It was just a single line in a speech given 50 years ago today. But that one phrase, "segregation now, segregation tomorrow and segregation forever," is remembered as one of the most vehement rallying cries against racial equality in American history.

The year was 1963. Civil rights activists were fighting for equal access to schools and the voting booth, and the federal government was preparing to intervene in many Southern states.

And on Jan. 14, in Montgomery, Ala., newly elected Gov. George Wallace, a Democrat, stepped up to a podium to deliver his inaugural address.

Historian Dan Carter, who wrote The Politics of Rage, a biography of George Wallace, recalls how the streets of Montgomery were packed the day of Wallace's inauguration. His followers from across the state crowded around the platform, Carter says, "many of them wearing these white flowers, which were meant to symbolize their commitment to white supremacy."

All of the major news networks covered Wallace's inaugural address on national television that day. And Wallace, Carter says, decided to "milk that for everything that he can."

The late Wayne Greenhaw, a newspaper reporter in Montgomery at the time, made a similar observation. "He was putting on a show. He marched back and forth, shook his fist," Greenhaw recalled shortly before his death in 2011. "He was promising that he would stand alone for the Southern cause and the cause of the white people."

Wallace's speech — and its delivery — was "vehement ... mean spirited ... hateful. It's like a rattlesnake was hissing it, almost," Greenhaw said.

"Let us send this message back to Washington, via the representatives who are here with us today," Wallace told the crowd. "From this day, we are standing up, and the heel of tyranny does not fit the neck of an upright man.

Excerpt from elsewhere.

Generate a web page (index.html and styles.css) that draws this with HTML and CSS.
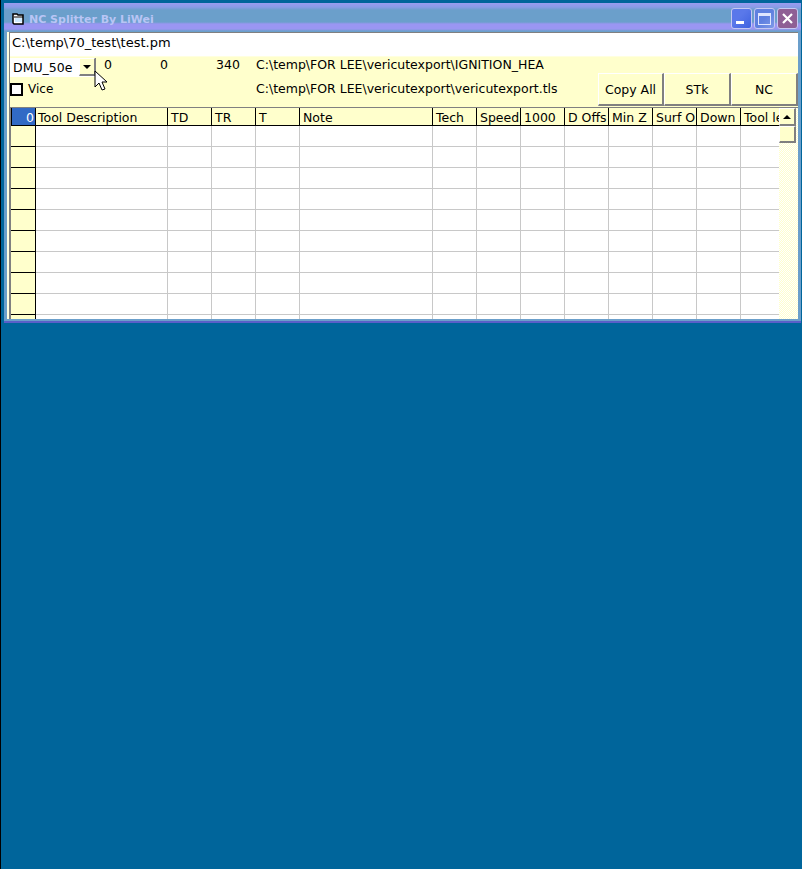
FILE: index.html
```html
<!DOCTYPE html>
<html lang="en">
<head>
<meta charset="utf-8">
<title>NC Splitter By LiWei</title>
<link rel="stylesheet" href="styles.css">
</head>
<body>
<div class="window">
  <div class="titlebar">
    <svg class="app-icon" width="12" height="12" viewBox="0 0 12 12"><path d="M1 1h4l1 1h5v9H2l-1-1z" fill="#fff" stroke="#000" stroke-width="1.5"/><path d="M2 4h9" stroke="#000"/><path d="M3 5h7v4H3z" fill="#cfeaff"/></svg>
    <span class="title">NC Splitter By LiWei</span>
    <div class="caption-buttons">
      <div class="cap cap-min"><span class="min-glyph"></span></div>
      <div class="cap cap-max"><span class="max-glyph"></span></div>
      <div class="cap cap-close"><svg width="13" height="13" viewBox="0 0 13 13"><path d="M2 2l9 9M11 2l-9 9" stroke="#fff" stroke-width="2.2"/></svg></div>
    </div>
  </div>
  <div class="client">
    <div class="pathbar">C:\temp\70_test\test.pm</div>
    <div class="panel">
      <div class="combo"><span class="combo-text">DMU_50e</span><span class="combo-btn"><i class="arrow-down"></i></span></div>
      <span class="num">0</span>
      <span class="num">0</span>
      <span class="num">340</span>
      <span class="path clip">C:\temp\FOR LEE\vericutexport\IGNITION_HEAD</span>
      <label class="vice"><span class="check"></span>Vice</label>
      <span class="path path2">C:\temp\FOR LEE\vericutexport\vericutexport.tls</span>
      <div class="buttons">
        <div class="btn">Copy All</div>
        <div class="btn">STk</div>
        <div class="btn">NC</div>
      </div>
    </div>
    <div class="grid-wrap">
      <table class="grid">
        <colgroup>
          <col class="c-row"><col class="c-desc"><col class="c-n"><col class="c-n"><col class="c-n"><col class="c-note"><col class="c-n"><col class="c-n"><col class="c-n"><col class="c-n"><col class="c-n"><col class="c-n"><col class="c-n"><col class="c-last">
        </colgroup>
        <thead>
          <tr><th class="corner">0</th><th class="h-desc">Tool Description</th><th>TD</th><th>TR</th><th>T</th><th>Note</th><th>Tech</th><th>Speed</th><th>1000</th><th>D Offs</th><th>Min Z</th><th>Surf O</th><th>Down</th><th>Tool le</th></tr>
        </thead>
        <tbody>
          <tr><th></th><td></td><td></td><td></td><td></td><td></td><td></td><td></td><td></td><td></td><td></td><td></td><td></td><td></td></tr>
          <tr><th></th><td></td><td></td><td></td><td></td><td></td><td></td><td></td><td></td><td></td><td></td><td></td><td></td><td></td></tr>
          <tr><th></th><td></td><td></td><td></td><td></td><td></td><td></td><td></td><td></td><td></td><td></td><td></td><td></td><td></td></tr>
          <tr><th></th><td></td><td></td><td></td><td></td><td></td><td></td><td></td><td></td><td></td><td></td><td></td><td></td><td></td></tr>
          <tr><th></th><td></td><td></td><td></td><td></td><td></td><td></td><td></td><td></td><td></td><td></td><td></td><td></td><td></td></tr>
          <tr><th></th><td></td><td></td><td></td><td></td><td></td><td></td><td></td><td></td><td></td><td></td><td></td><td></td><td></td></tr>
          <tr><th></th><td></td><td></td><td></td><td></td><td></td><td></td><td></td><td></td><td></td><td></td><td></td><td></td><td></td></tr>
          <tr><th></th><td></td><td></td><td></td><td></td><td></td><td></td><td></td><td></td><td></td><td></td><td></td><td></td><td></td></tr>
          <tr><th></th><td></td><td></td><td></td><td></td><td></td><td></td><td></td><td></td><td></td><td></td><td></td><td></td><td></td></tr>
          <tr><th></th><td></td><td></td><td></td><td></td><td></td><td></td><td></td><td></td><td></td><td></td><td></td><td></td><td></td></tr>
        </tbody>
      </table>
      <div class="vscroll">
        <div class="sb-btn"><i class="arrow-up"></i></div>
        <div class="sb-thumb"></div>
      </div>
    </div>
  </div>
</div>
<svg class="cursor" width="14" height="22" viewBox="0 0 14 22"><path d="M1 1v16l4-4 3 7 3-1-3-7h5z" fill="#fff" stroke="#000" stroke-width="1"/></svg>
</body>
</html>
```

FILE: styles.css
```css
* { box-sizing: border-box; }
html, body { margin: 0; height: 100%; }
body {
  background: #00659b;
  border-left: 1px solid #000;
  font: 12.5px "DejaVu Sans", sans-serif;
  color: #000;
  position: relative;
  overflow: hidden;
}
.window {
  height: 323px;
  margin-left: 3px;
  margin-right: 1px;
  padding: 0 3px 4px 4px;
  background: linear-gradient(#00659b 0, #00659b 3px, #6b9fcb 3px);
  display: flex;
  flex-direction: column;
  box-shadow: inset 0 -2px 0 #5a5fc8;
}
.titlebar {
  height: 29px;
  margin: 3px -3px 0 -4px;
  padding: 3px 3px 0 8px;
  flex: none;
  display: flex;
  align-items: center;
  background: linear-gradient(#9a9cf0 0, #8a9be8 4px, #6b9fcb 7px, #6b9fcb 19px, #9a96f2 21px, #9a96f2 26px, #6b9fcb 28px);
}
.app-icon { flex: none; margin-right: 5px; margin-top: -1px; }
.title { font-size: 11px; font-weight: bold; color: #b9c5f5; }
.caption-buttons { margin-left: auto; display: flex; gap: 2px; margin-top: -1px; }
.cap {
  width: 21px;
  height: 21px;
  border: 1px solid #c5c8f2;
  border-radius: 3px;
  display: flex;
  align-items: center;
  justify-content: center;
  background: linear-gradient(135deg, #5a78ea 40%, #3f62e0);
  position: relative;
}
.cap-max { background: linear-gradient(135deg, #5f80e0 50%, #7f9ae8); }
.cap-close { background: #8f5f95; }
.min-glyph { width: 8px; height: 3px; background: #fff; margin: 8px 4px 0 0; }
.max-glyph { width: 13px; height: 12px; border: 1px solid #dfe6ff; border-top-width: 3px; }
.client {
  flex: 1;
  min-height: 0;
  background: #ffffcc;
  border-top: 1px solid #808080;
  border-left: 1px solid #808080;
  display: flex;
  flex-direction: column;
  overflow: hidden;
  margin-left: 1px;
  box-shadow: -2px 0 0 #ffffe0;
}
.pathbar {
  height: 24px;
  flex: none;
  background: #fff;
  padding: 2px 0 0 2px;
  border-bottom: 1px solid #ffffe0;
  white-space: nowrap;
  font-size: 13px;
}
.panel {
  height: 50px;
  flex: none;
  display: grid;
  grid-template-columns: 94px 56px 56px 40px 342px 1fr;
  grid-template-rows: 24px 26px;
  position: relative;
}
.combo {
  width: 86px;
  height: 19px;
  margin-top: 1px;
  background: #fff;
  display: flex;
  justify-content: space-between;
  border-right: 1px solid #808080;
}
.combo-text { padding: 2px 0 0 3px; }
.combo-btn {
  width: 16px;
  height: 18px;
  background: #ffffcc;
  border-right: 1px solid #808080;
  border-bottom: 2px solid #808080;
  border-top: 1px solid #fff;
  border-left: 1px solid #fff;
  display: flex;
  align-items: center;
  justify-content: center;
}
.arrow-down { width: 0; height: 0; border: 4px solid transparent; border-top-color: #000; border-bottom: 0; }
.arrow-up { width: 0; height: 0; border: 4px solid transparent; border-bottom-color: #000; border-top: 0; }
.num { padding-top: 0; }
.path { white-space: nowrap; }
.clip { width: 288px; overflow: hidden; grid-column: 5 / 7; }
.vice {
  grid-column: 1 / 5;
  display: flex;
  align-items: center;
  gap: 5px;
  height: 14px;
  margin-top: 1px;
  font-size: 12px;
}
.check { width: 13px; height: 13px; border: 2px solid #000; background: #fff; }
.path2 { grid-column: 5; align-self: start; padding-top: 0; }
.buttons {
  grid-column: 6;
  grid-row: 2;
  justify-self: end;
  align-self: start;
  display: flex;
  margin-top: -8px;
}
.btn {
  width: 67px;
  height: 33px;
  background: #ffffcc;
  border: 1px solid #808080;
  border-top-color: #fff;
  border-left-color: #fff;
  border-right-width: 2px;
  border-bottom-width: 2px;
  display: flex;
  align-items: center;
  justify-content: center;
}
.btn:first-child { width: 66px; }
.grid-wrap {
  flex: 1;
  min-height: 0;
  display: flex;
  align-items: flex-start;
  overflow: hidden;
  border-top: 1px solid #808080;
  border-left: 1px solid #808080;
}
.grid {
  border-collapse: separate;
  border-spacing: 0;
  table-layout: fixed;
  width: 768px;
  flex: none;
  background: #fff;
}
.c-row { width: 25px; }
.c-desc { width: 132px; }
.c-n { width: 44px; }
.c-note { width: 133px; }
.c-last { width: 38px; }
.grid th, .grid td { padding: 0; overflow: hidden; white-space: nowrap; }
.grid thead th {
  height: 18px;
  background: #ffffcc;
  font-weight: normal;
  text-align: left;
  padding: 1px 0 0 3px;
  border-right: 1px solid #000;
  border-bottom: 1px solid #000;
}
.grid thead .h-desc { padding-left: 2px; }
.grid thead th:last-child { border-right: 0; }
.grid thead .corner {
  background: #316ac5;
  color: #fff;
  text-align: right;
  padding: 1px 1px 0 0;
  border-left: 1px solid #000;
}
.grid tbody th {
  height: 21px;
  background: #ffffcc;
  border-right: 1px solid #000;
  border-bottom: 1px solid #000;
}
.grid td {
  height: 21px;
  border-right: 1px solid #c8c8c8;
  border-bottom: 1px solid #c8c8c8;
}
.grid td:last-child { border-right: 0; }
.vscroll {
  width: 19px;
  flex: none;
  align-self: stretch;
  background-color: #ffffcc;
  background-image: conic-gradient(#fff 25%, transparent 0 50%, #fff 0 75%, transparent 0);
  background-size: 2px 2px;
}
.sb-btn, .sb-thumb {
  width: 17px;
  background: #ffffcc;
  border: 1px solid #808080;
  border-top-color: #fff;
  border-left-color: #fff;
  border-right-width: 2px;
  border-bottom-width: 2px;
}
.sb-btn { height: 18px; display: flex; align-items: center; justify-content: center; }
.sb-thumb { height: 17px; }
.cursor { position: absolute; left: 93px; top: 70px; }
```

"Let us rise to the call of freedom-loving blood that is in us, and send our answer to the tyranny that clanks its chains upon the South," Wallace declared from the podium. "In the name of the greatest people that have ever trod this earth, I draw a line in the dust and toss the gauntlet before the feet of tyranny, and I say, segregation now, segregation tomorrow and segregation forever."

(more)
http://www.npr.org/2013/01/14/169080969/segregation-forever-a-fiery-pledge-forgiven-but-not-forgotten

Wallace almost sounds tame compared to today's wingnut rhetoric...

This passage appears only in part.